> **Exercise directions**: Extract each line of the material that follows exactly and omit its pictures.

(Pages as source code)
———
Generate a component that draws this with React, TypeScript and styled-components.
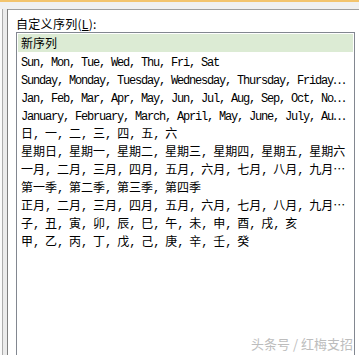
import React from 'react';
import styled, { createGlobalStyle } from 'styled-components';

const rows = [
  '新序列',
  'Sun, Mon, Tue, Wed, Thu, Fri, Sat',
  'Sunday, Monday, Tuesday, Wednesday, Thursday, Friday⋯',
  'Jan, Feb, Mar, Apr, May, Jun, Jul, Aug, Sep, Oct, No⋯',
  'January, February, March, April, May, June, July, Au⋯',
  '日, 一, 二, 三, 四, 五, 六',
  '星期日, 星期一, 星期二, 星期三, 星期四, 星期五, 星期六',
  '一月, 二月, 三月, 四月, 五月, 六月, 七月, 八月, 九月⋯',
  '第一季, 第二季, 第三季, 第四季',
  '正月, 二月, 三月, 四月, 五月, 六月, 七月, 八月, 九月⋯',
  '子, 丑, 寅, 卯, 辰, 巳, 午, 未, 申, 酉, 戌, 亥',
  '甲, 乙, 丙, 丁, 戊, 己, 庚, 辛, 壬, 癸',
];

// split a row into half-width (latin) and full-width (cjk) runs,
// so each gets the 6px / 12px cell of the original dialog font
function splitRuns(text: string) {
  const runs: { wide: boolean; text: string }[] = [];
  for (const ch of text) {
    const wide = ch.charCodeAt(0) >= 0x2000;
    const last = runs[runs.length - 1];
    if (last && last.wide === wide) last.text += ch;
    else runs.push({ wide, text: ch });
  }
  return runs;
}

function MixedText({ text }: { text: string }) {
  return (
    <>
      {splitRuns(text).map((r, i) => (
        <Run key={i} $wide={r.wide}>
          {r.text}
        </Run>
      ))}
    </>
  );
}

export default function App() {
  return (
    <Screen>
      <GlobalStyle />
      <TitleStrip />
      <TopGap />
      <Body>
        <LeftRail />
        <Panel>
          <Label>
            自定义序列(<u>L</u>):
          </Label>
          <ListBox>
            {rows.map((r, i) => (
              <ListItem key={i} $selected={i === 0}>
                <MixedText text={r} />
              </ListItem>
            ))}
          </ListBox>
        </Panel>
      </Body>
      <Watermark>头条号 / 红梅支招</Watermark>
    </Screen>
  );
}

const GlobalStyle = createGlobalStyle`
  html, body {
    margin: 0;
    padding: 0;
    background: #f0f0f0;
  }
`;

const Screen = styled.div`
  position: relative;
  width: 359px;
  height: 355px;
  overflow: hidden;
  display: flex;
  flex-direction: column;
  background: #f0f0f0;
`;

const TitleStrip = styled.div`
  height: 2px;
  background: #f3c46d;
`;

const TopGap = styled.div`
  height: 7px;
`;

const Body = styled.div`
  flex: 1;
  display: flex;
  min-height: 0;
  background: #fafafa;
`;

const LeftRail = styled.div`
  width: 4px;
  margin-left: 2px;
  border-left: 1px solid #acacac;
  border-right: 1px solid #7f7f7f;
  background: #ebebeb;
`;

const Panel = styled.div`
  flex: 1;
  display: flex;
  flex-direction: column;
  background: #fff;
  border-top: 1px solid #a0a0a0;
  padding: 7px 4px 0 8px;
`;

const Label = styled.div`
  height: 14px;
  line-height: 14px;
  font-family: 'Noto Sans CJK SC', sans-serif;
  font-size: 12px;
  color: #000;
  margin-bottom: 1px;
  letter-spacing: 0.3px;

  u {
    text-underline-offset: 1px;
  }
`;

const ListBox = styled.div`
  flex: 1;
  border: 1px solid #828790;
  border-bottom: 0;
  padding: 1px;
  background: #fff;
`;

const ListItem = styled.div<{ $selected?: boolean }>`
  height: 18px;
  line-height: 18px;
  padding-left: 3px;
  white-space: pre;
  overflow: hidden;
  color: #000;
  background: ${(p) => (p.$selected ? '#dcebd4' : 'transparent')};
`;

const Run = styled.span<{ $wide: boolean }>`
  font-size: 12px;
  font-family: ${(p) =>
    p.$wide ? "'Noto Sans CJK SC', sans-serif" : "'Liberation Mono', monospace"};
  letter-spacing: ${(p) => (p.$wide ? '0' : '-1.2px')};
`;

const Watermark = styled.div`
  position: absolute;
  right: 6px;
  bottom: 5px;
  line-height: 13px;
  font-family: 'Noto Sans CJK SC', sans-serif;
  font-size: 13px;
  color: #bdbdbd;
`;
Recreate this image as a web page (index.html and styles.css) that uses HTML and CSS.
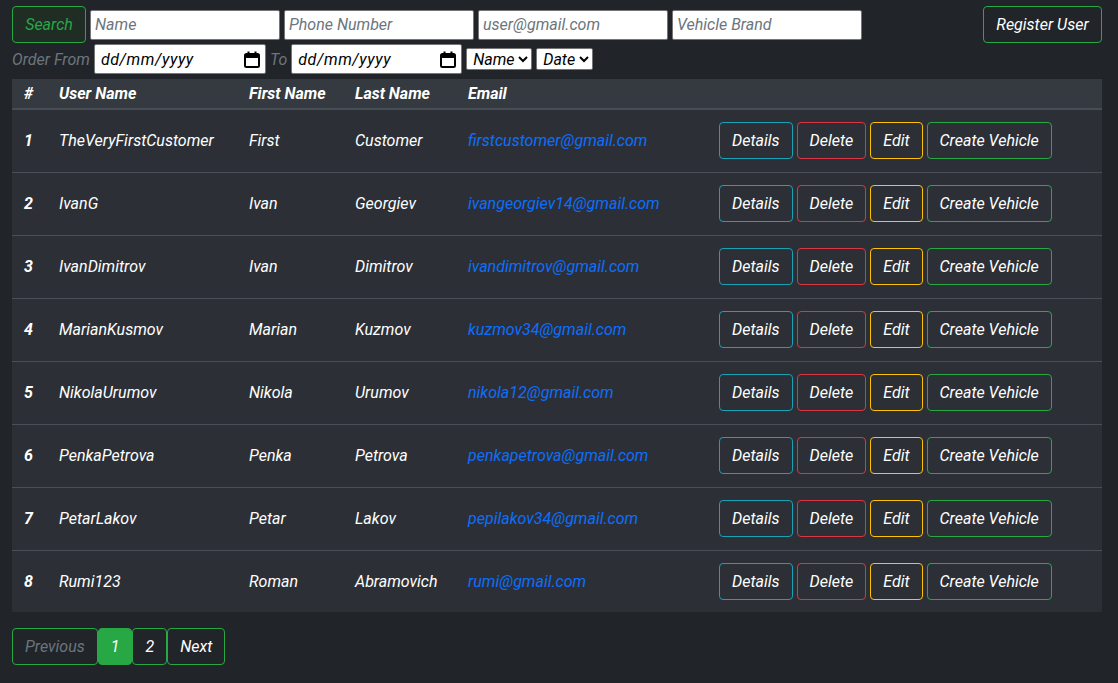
———
> **The completed task**:
Generate a component that draws this with React, TypeScript and styled-components.
import React from 'react';
import styled, { createGlobalStyle } from 'styled-components';

const rows = [
  '新序列',
  'Sun, Mon, Tue, Wed, Thu, Fri, Sat',
  'Sunday, Monday, Tuesday, Wednesday, Thursday, Friday⋯',
  'Jan, Feb, Mar, Apr, May, Jun, Jul, Aug, Sep, Oct, No⋯',
  'January, February, March, April, May, June, July, Au⋯',
  '日, 一, 二, 三, 四, 五, 六',
  '星期日, 星期一, 星期二, 星期三, 星期四, 星期五, 星期六',
  '一月, 二月, 三月, 四月, 五月, 六月, 七月, 八月, 九月⋯',
  '第一季, 第二季, 第三季, 第四季',
  '正月, 二月, 三月, 四月, 五月, 六月, 七月, 八月, 九月⋯',
  '子, 丑, 寅, 卯, 辰, 巳, 午, 未, 申, 酉, 戌, 亥',
  '甲, 乙, 丙, 丁, 戊, 己, 庚, 辛, 壬, 癸',
];

// split a row into half-width (latin) and full-width (cjk) runs,
// so each gets the 6px / 12px cell of the original dialog font
function splitRuns(text: string) {
  const runs: { wide: boolean; text: string }[] = [];
  for (const ch of text) {
    const wide = ch.charCodeAt(0) >= 0x2000;
    const last = runs[runs.length - 1];
    if (last && last.wide === wide) last.text += ch;
    else runs.push({ wide, text: ch });
  }
  return runs;
}

function MixedText({ text }: { text: string }) {
  return (
    <>
      {splitRuns(text).map((r, i) => (
        <Run key={i} $wide={r.wide}>
          {r.text}
        </Run>
      ))}
    </>
  );
}

export default function App() {
  return (
    <Screen>
      <GlobalStyle />
      <TitleStrip />
      <TopGap />
      <Body>
        <LeftRail />
        <Panel>
          <Label>
            自定义序列(<u>L</u>):
          </Label>
          <ListBox>
            {rows.map((r, i) => (
              <ListItem key={i} $selected={i === 0}>
                <MixedText text={r} />
              </ListItem>
            ))}
          </ListBox>
        </Panel>
      </Body>
      <Watermark>头条号 / 红梅支招</Watermark>
    </Screen>
  );
}

const GlobalStyle = createGlobalStyle`
  html, body {
    margin: 0;
    padding: 0;
    background: #f0f0f0;
  }
`;

const Screen = styled.div`
  position: relative;
  width: 359px;
  height: 355px;
  overflow: hidden;
  display: flex;
  flex-direction: column;
  background: #f0f0f0;
`;

const TitleStrip = styled.div`
  height: 2px;
  background: #f3c46d;
`;

const TopGap = styled.div`
  height: 7px;
`;

const Body = styled.div`
  flex: 1;
  display: flex;
  min-height: 0;
  background: #fafafa;
`;

const LeftRail = styled.div`
  width: 4px;
  margin-left: 2px;
  border-left: 1px solid #acacac;
  border-right: 1px solid #7f7f7f;
  background: #ebebeb;
`;

const Panel = styled.div`
  flex: 1;
  display: flex;
  flex-direction: column;
  background: #fff;
  border-top: 1px solid #a0a0a0;
  padding: 7px 4px 0 8px;
`;

const Label = styled.div`
  height: 14px;
  line-height: 14px;
  font-family: 'Noto Sans CJK SC', sans-serif;
  font-size: 12px;
  color: #000;
  margin-bottom: 1px;
  letter-spacing: 0.3px;

  u {
    text-underline-offset: 1px;
  }
`;

const ListBox = styled.div`
  flex: 1;
  border: 1px solid #828790;
  border-bottom: 0;
  padding: 1px;
  background: #fff;
`;

const ListItem = styled.div<{ $selected?: boolean }>`
  height: 18px;
  line-height: 18px;
  padding-left: 3px;
  white-space: pre;
  overflow: hidden;
  color: #000;
  background: ${(p) => (p.$selected ? '#dcebd4' : 'transparent')};
`;

const Run = styled.span<{ $wide: boolean }>`
  font-size: 12px;
  font-family: ${(p) =>
    p.$wide ? "'Noto Sans CJK SC', sans-serif" : "'Liberation Mono', monospace"};
  letter-spacing: ${(p) => (p.$wide ? '0' : '-1.2px')};
`;

const Watermark = styled.div`
  position: absolute;
  right: 6px;
  bottom: 5px;
  line-height: 13px;
  font-family: 'Noto Sans CJK SC', sans-serif;
  font-size: 13px;
  color: #bdbdbd;
`;
Recreate this image as a web page (index.html and styles.css) that uses HTML and CSS.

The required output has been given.